Beneath this task is a listing. State how many of its lines include the string "React", giving nothing but the number.

Given data:
>> Start

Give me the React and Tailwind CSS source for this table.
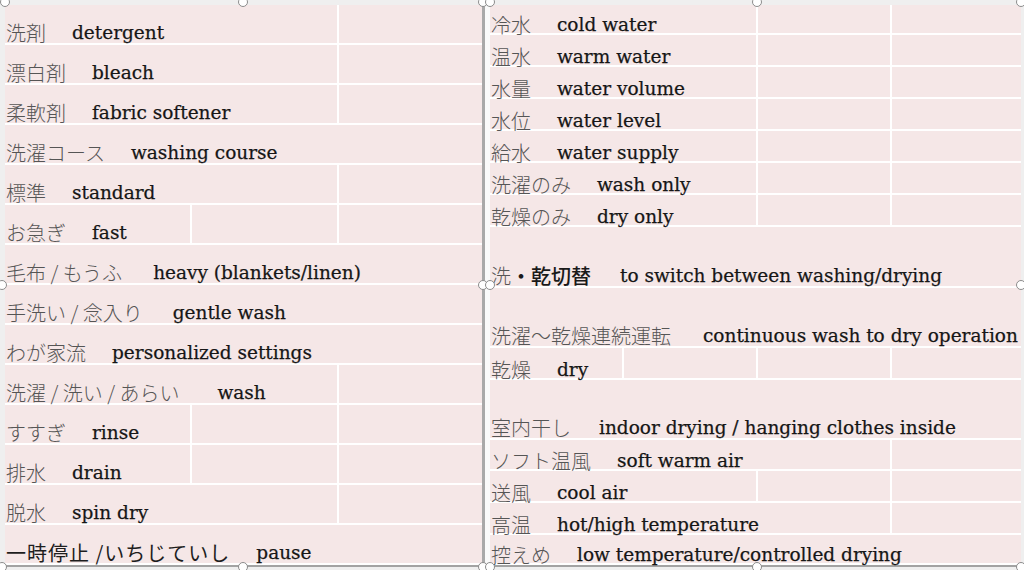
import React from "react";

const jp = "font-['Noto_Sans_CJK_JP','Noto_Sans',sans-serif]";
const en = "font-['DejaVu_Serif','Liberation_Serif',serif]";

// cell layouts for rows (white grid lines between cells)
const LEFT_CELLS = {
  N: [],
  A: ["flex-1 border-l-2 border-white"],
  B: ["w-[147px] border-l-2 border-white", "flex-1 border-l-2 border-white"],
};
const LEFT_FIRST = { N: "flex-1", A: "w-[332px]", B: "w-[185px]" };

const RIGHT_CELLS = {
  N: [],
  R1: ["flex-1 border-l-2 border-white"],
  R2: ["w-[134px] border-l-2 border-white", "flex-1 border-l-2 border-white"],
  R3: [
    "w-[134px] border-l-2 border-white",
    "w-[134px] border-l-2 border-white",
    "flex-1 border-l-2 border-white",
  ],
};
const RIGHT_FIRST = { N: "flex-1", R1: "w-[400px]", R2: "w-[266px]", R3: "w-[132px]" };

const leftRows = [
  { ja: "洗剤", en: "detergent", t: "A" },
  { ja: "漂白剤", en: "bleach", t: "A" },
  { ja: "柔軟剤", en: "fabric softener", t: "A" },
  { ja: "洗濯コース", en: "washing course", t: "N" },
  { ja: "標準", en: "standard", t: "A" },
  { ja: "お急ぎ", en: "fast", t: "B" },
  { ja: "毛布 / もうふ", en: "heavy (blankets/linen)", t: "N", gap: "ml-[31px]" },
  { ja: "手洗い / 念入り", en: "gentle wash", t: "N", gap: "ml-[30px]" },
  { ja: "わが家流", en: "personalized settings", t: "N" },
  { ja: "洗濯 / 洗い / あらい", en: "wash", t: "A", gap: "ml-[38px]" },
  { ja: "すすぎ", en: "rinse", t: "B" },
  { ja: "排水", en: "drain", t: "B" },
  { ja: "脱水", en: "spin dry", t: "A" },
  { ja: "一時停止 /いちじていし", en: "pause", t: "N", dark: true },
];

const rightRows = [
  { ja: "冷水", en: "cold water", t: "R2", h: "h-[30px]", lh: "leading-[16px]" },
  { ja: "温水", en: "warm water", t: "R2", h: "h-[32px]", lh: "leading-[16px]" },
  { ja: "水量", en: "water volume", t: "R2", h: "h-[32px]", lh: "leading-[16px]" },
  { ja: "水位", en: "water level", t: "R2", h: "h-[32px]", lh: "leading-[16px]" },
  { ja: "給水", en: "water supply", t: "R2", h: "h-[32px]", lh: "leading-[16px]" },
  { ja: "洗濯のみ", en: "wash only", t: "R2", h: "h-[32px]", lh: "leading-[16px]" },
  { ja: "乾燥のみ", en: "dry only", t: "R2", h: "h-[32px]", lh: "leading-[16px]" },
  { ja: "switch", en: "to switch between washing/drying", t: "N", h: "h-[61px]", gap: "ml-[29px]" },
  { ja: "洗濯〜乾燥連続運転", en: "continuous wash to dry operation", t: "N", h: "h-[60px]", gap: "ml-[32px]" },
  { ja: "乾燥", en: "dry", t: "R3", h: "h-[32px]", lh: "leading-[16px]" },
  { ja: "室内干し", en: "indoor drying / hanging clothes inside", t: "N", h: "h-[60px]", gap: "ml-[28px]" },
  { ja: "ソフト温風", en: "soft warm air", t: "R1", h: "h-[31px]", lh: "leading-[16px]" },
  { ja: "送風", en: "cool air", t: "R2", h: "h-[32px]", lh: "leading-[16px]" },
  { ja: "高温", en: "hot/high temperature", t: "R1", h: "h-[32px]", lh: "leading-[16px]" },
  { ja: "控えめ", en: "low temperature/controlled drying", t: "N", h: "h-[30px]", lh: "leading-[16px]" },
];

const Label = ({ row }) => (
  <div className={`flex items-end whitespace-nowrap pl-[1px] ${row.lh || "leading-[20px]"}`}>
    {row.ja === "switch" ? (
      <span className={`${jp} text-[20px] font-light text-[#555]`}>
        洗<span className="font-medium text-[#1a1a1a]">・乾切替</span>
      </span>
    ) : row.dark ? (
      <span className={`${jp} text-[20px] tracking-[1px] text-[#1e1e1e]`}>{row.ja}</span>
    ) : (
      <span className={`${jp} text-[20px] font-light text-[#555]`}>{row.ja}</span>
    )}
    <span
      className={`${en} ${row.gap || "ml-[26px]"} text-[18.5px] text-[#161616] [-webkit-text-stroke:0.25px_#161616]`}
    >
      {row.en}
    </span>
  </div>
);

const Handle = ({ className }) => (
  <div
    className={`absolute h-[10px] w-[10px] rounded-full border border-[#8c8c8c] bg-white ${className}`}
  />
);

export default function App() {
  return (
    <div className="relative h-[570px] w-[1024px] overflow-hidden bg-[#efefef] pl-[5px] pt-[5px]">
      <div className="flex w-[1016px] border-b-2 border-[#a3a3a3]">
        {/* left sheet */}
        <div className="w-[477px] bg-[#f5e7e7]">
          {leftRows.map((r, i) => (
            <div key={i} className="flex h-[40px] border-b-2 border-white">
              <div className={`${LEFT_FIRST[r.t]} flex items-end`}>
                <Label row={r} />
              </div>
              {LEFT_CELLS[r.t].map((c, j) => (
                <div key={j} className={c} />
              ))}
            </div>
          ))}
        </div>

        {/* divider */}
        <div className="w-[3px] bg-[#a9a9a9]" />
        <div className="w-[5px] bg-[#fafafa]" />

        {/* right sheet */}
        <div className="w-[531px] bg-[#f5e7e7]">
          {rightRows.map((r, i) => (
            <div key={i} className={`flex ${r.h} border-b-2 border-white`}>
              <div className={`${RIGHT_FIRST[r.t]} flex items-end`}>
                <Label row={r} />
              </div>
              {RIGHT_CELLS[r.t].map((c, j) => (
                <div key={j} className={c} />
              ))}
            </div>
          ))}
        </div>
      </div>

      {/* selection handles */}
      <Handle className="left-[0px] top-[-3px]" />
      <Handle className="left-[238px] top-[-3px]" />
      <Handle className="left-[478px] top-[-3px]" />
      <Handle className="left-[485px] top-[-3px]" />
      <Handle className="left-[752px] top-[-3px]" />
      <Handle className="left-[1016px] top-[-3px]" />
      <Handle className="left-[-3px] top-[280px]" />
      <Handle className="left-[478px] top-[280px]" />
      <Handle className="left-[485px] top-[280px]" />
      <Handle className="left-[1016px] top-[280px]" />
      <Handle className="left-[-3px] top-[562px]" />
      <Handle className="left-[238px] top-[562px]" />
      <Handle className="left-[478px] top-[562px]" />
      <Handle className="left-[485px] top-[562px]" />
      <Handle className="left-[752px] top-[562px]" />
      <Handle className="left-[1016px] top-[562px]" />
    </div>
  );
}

>> End

Final result:
2